Category 3 – good enough. About 85% of what I read falls in this category. I kept reading because I was engaged in the characters and the story, I closed the book with a feeling of satisfaction. The author did her/his job and I will look for more that s/he has written. Usually there was one quality of the book that stood out for me. In Good Faith, it was the evocation of the early 1980’s, in Gilead, it was the language and voice that was so perfect for the story itself. But the book was not good enough to break into ….

… Category 4 – amazing. These are the books I rave about and buy multiple copies of for friends. These are the books that make me laugh out loud or weep. These are the books that take me away from this world and transport me into the world of the story – so much so that I lose track of time and get in trouble for it. Only a couple of books a year fall into this category. (Sometimes a year will go by without me reading a book that I feel is good enough for Category 4. That is depressing.)

In addition to reading, I worked on a couple picture book manuscripts and wrote in my journal (the old-fashioned one) for the first time in years. BH and I took a long walk up at Fort Ontario when the sun was shining. There is a small graveyard there where Revolutionary War soldiers are interred, and the body of a baby born while her father was posted to the fort. There was mist on the horizon. The line where the lake met the sky was blurred and lavender.
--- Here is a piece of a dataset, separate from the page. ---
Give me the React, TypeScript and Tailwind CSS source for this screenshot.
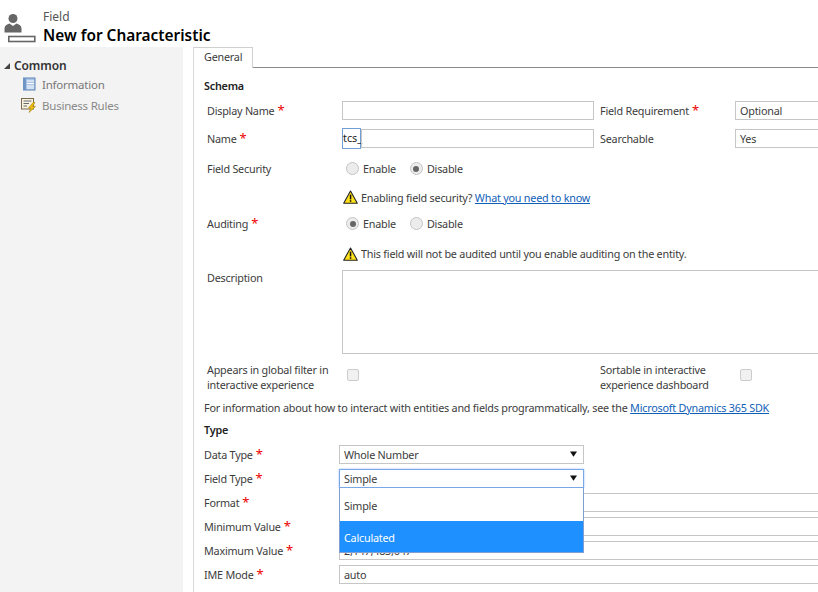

Hunks of ice bumped against the shore. BH made the best batch of chili ever last night and we ate it while watching the March Madness selection show. Eight Big East teams!

If you live in the area and are looking for something to do tonight, my dad, Frank Halse, is giving a poetry reading at the Mexico Public Library at 6:30pm. He turns 79 in a couple weeks and he is still writing new poetry and giving public readings. I think that’s cool.

Calling time-out

First – major congrats and humble bows to Gerry Mac who put the entire Syracuse community on his back last night and won the game against Georgetown. It was amazing.

Next – we had robins in our yard this morning. Of course, it is supposed to snow later this week, but we’ll take hints of spring where we can find them. The farmers down the road are tapping their maple trees. The earth is waking up.

I have loved reading all of the haiku you guys sent in. Wow! I hope the prompt got your muses busy.

That’s what I need right now – a busy muse. So I am calling a Creative Weekend. No more hotel reservations, no more email or taxes or anything that is not fictional or creative. My muse is hungry and it is time to feed her.

See you Monday.


Many thanks to everyone who shared their haiku yesterday. They were terrific.

So here’s another challenge: write a haiku about your mother’s hands. See if you can make it a positive one (so we can balance out yesterday’s frowns), but try to avoid using words like “happy”. SHOW the emotion with the details you choose, instead of telling us about it. Can you do it?

After a couple days sorting through twelve months worth of receipts, I am ready to send all of my tax info off to my accountant. This is such a huge relief I can’t begin to tell you. After the trip to the post office, I’m taking my mom to a doctor’s appt. If she’s feeling well enough, maybe we’ll go out for doughnuts and coffee after.

This weekend I need to finish up all of the travel and hotel reservations for my April road trip. I can almost see the surface of my desk. I had forgotten what a beautiful color it was.

Anyone else following the Big East Tournament? Syracuse is playing Georgetown at 7 tonight on ESPN. It’s the one game I can’t lose: my home team vs. my college team. Orange Saxa!

about contests and the promise of snow

Lake effect snow bands are circling our house, taunting me. I have a stack of library books, plenty of pencils and wood for the fireplace. And hot chocolate. And emergency stores of oatmeal and raisins. Snow, ye wretched clouds, snow!!

I am still on the phone trying to straighten out Mom’s insurance. Literally. I am on hold as I type this.

A winner has been chosen for the Baker & Taylor PROM fanfiction contest. As soon as I am allowed, I’ll be posting the winner’s information and story online. We are also working on the LJ contest that you’ll read about here. Prize will be a DVD of the movie version of SPEAK.

I have a lot of fan mail that has backed up – will try to get to it later this week. The touring season is almost upon me again. At the end of February I’m flying to Bellingham, WA to visit a school and a conference, and the following week I head to Spartanburg, SC.

Loved the Superbowl last night, but I would have loved it more if it hadn’t been for some really crappy calls that went against Seattle. It made it hard to feel like Pittsburgh had earned an honest victory. And I must admit – I was disappointed in the Rolling Stones. Mick should have spent less time prancing and more time actually trying to sing. Yeah, you’re still in shape and you can still move, Mr. Jagger. We got that. Now, the song, please? At least he spared us the view of his chest.

Fact du jour: George Washington liked corn cakes with melted butter and honey. …. so do I.